Within the resulting mixture, the alginate polymer chains bond weakly with one another, capturing the calcium ions as they do so. When the hydrogel is subsequently stretched, the bonds between some of those chains are broken (or “unzipped”), although the chains themselves are left intact. As the bonds are broken, the captured calcium ions are released, causing the gel to expand. Nonetheless, if the hydrogel were simply made from the alginate, it could only stretch about 1.2 times its relaxed length before breaking.

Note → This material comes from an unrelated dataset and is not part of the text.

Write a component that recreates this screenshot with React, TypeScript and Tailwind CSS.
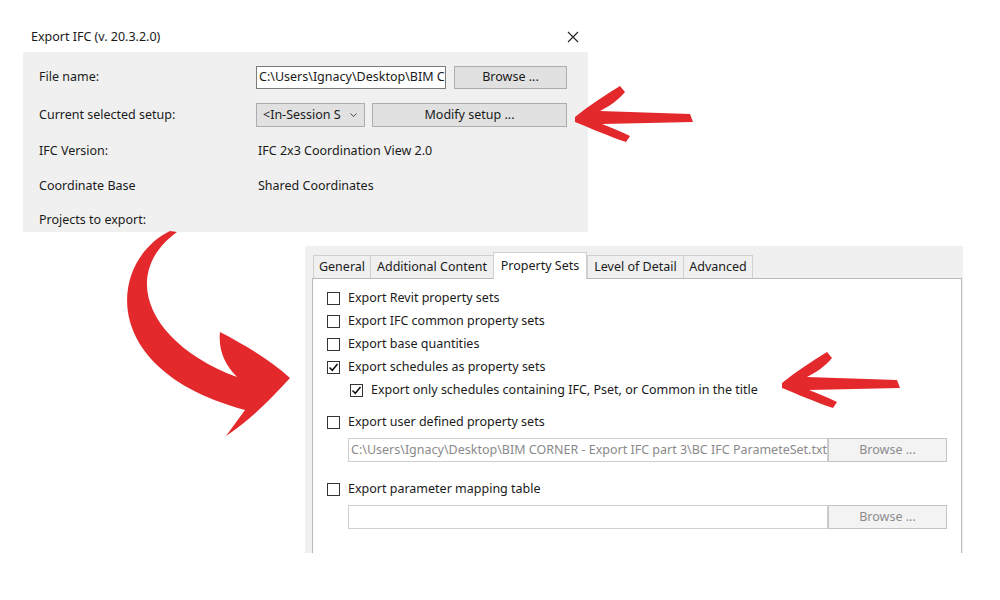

The polyacrylamide chains, however, form into a grid-like matrix that bonds very tightly with the alginate chains. This helps spread out the pulling force when the gel is stretched, causing the alginate chain “unzippings” to be diffused over a wide area, instead of being concentrated in one place and resulting in a crack or tear. Even when a cut was deliberately made in the middle of a sample of the gel, it could still stretch to 17 times its regular length without failing.

Given enough time to recuperate between stretches, the alginate’s ionic bonds are able to re-zip, essentially making the hydrogel good as new. By raising the ambient temperature, that re-zipping process can be hastened.

The scientists have suggested that besides its possible use as a cartilage replacement, the hydrogel could also be utilized in soft robotics, optics, artificial muscle, as a tough protective covering for wounds.

A paper on the research was published yesterday in the journal Nature.